> TASK INSTRUCTIONS: Find the word "page" in the listing; pull out each line holding it.

> DATA LINES:
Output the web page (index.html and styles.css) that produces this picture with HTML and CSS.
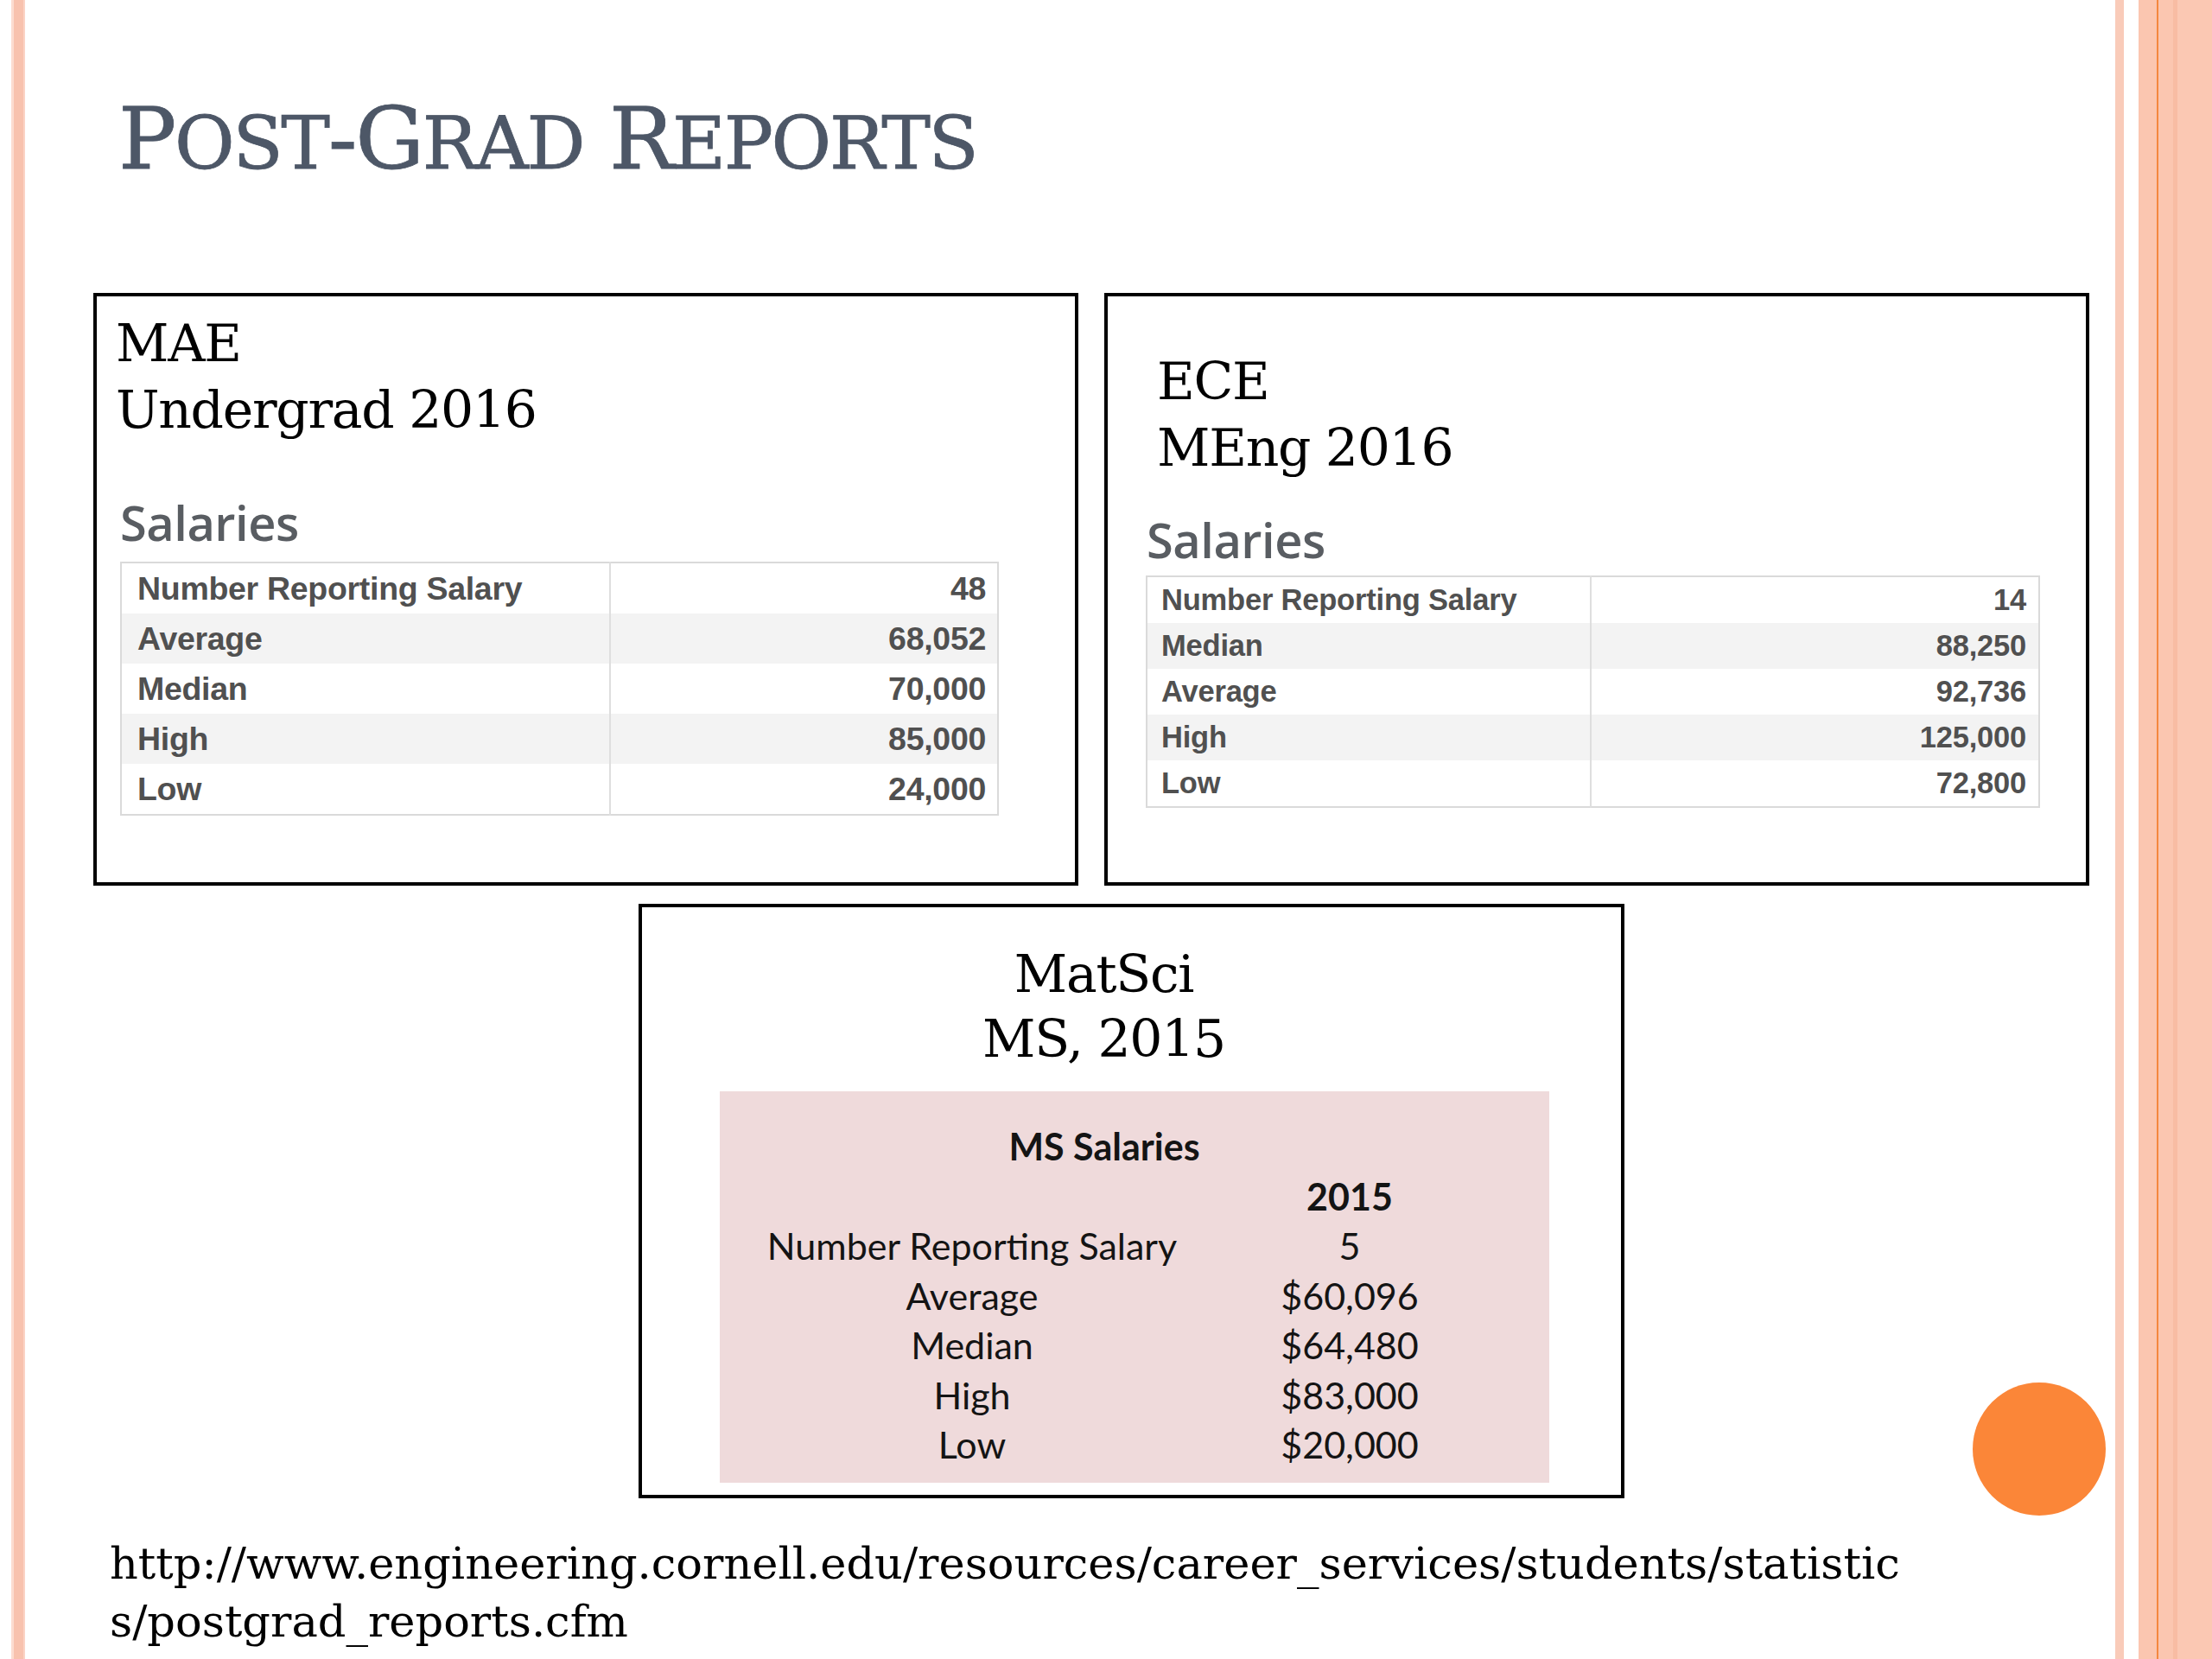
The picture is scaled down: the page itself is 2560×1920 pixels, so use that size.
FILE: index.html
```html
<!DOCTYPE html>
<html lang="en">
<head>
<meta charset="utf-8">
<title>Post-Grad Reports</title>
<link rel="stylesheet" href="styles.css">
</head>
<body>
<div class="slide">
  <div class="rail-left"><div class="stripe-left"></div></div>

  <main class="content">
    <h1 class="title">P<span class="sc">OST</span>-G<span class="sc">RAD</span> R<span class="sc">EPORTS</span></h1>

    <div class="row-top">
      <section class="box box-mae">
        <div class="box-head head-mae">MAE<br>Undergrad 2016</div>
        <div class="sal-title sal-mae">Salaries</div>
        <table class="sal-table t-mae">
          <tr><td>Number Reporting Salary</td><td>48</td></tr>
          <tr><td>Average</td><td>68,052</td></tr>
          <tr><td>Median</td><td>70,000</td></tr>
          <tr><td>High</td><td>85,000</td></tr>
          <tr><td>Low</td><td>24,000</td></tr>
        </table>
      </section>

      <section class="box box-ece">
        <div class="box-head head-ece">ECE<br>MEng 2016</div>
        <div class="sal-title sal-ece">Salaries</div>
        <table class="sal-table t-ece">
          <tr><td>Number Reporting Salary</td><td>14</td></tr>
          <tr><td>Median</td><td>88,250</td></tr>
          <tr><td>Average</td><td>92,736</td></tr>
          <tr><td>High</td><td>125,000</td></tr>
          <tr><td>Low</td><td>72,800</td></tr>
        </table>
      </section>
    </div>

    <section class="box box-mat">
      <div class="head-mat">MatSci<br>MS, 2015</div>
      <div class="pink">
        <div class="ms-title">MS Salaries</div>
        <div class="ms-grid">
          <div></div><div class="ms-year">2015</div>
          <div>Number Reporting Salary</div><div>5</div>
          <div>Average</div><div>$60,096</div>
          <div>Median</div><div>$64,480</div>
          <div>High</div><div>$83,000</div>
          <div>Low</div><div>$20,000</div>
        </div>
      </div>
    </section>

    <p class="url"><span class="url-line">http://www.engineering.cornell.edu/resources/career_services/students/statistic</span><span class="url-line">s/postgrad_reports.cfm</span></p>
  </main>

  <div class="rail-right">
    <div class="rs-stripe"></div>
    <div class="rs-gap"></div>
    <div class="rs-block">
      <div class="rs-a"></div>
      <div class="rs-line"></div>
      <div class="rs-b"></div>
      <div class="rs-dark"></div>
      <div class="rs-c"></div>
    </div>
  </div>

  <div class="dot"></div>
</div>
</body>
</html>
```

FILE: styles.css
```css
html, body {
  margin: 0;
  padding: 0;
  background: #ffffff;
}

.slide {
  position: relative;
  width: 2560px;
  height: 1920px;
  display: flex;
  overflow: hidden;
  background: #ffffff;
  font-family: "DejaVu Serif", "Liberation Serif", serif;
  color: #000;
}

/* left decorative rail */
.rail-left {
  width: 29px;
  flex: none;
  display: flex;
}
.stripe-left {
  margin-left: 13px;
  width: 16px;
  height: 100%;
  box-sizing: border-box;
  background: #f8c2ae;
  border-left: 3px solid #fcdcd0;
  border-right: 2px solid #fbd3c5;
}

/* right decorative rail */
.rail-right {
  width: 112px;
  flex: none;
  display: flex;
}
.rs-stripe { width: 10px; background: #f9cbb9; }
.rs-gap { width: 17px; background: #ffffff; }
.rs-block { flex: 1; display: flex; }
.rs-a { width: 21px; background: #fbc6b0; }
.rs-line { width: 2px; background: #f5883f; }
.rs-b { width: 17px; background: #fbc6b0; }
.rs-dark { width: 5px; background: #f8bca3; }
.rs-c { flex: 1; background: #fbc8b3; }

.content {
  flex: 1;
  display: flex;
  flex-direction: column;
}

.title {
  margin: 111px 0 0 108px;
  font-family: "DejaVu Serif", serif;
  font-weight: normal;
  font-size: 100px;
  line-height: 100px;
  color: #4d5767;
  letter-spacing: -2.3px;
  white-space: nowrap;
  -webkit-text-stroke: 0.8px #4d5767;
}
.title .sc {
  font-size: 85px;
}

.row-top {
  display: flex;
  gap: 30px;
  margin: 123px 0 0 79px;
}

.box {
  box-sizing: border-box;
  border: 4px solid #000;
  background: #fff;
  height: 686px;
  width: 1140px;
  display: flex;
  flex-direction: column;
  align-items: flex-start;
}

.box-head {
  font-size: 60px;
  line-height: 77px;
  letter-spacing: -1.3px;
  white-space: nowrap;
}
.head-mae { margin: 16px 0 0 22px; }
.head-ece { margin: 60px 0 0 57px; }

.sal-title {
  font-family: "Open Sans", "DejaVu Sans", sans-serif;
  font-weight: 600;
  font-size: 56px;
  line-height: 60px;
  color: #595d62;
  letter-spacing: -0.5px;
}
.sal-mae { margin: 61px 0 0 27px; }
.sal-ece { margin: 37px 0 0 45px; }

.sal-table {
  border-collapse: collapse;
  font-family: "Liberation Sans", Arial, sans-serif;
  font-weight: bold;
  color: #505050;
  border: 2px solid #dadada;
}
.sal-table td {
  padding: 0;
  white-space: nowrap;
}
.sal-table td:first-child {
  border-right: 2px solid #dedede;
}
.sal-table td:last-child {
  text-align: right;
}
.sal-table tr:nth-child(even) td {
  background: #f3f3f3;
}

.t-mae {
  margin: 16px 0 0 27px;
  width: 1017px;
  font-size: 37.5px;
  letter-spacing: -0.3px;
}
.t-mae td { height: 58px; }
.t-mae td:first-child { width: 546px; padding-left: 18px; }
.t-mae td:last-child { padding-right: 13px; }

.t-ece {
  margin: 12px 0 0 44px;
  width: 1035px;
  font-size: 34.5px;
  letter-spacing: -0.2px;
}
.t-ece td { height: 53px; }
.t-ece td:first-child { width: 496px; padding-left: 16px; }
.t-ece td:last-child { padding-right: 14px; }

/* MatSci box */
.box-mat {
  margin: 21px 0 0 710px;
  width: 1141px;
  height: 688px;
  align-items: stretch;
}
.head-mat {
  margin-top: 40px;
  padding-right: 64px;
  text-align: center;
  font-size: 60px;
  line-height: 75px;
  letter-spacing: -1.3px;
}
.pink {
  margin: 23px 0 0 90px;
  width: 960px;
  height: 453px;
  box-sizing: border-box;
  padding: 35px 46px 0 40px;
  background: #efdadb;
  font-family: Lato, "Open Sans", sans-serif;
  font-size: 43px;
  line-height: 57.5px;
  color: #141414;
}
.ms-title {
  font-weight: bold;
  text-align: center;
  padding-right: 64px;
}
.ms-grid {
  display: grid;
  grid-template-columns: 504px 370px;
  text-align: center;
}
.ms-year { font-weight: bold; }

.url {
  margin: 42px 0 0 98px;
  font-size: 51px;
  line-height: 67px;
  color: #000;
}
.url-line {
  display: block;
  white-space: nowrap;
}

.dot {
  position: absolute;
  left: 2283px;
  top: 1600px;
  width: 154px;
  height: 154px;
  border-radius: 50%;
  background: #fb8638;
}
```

--

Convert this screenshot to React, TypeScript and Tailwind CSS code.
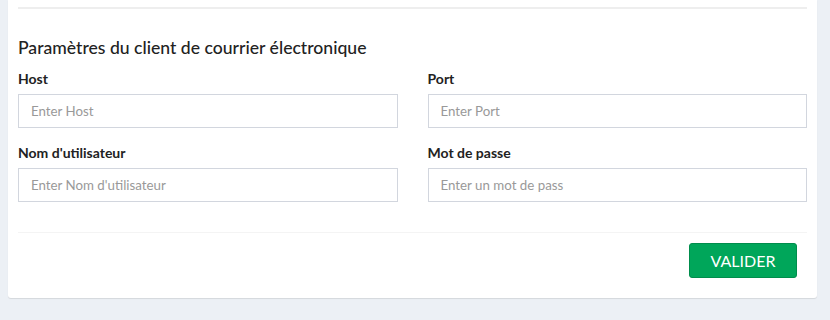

> WRITTEN RESPONSE:
Output the web page (index.html and styles.css) that produces this picture with HTML and CSS.
The picture is scaled down: the page itself is 2560×1920 pixels, so use that size.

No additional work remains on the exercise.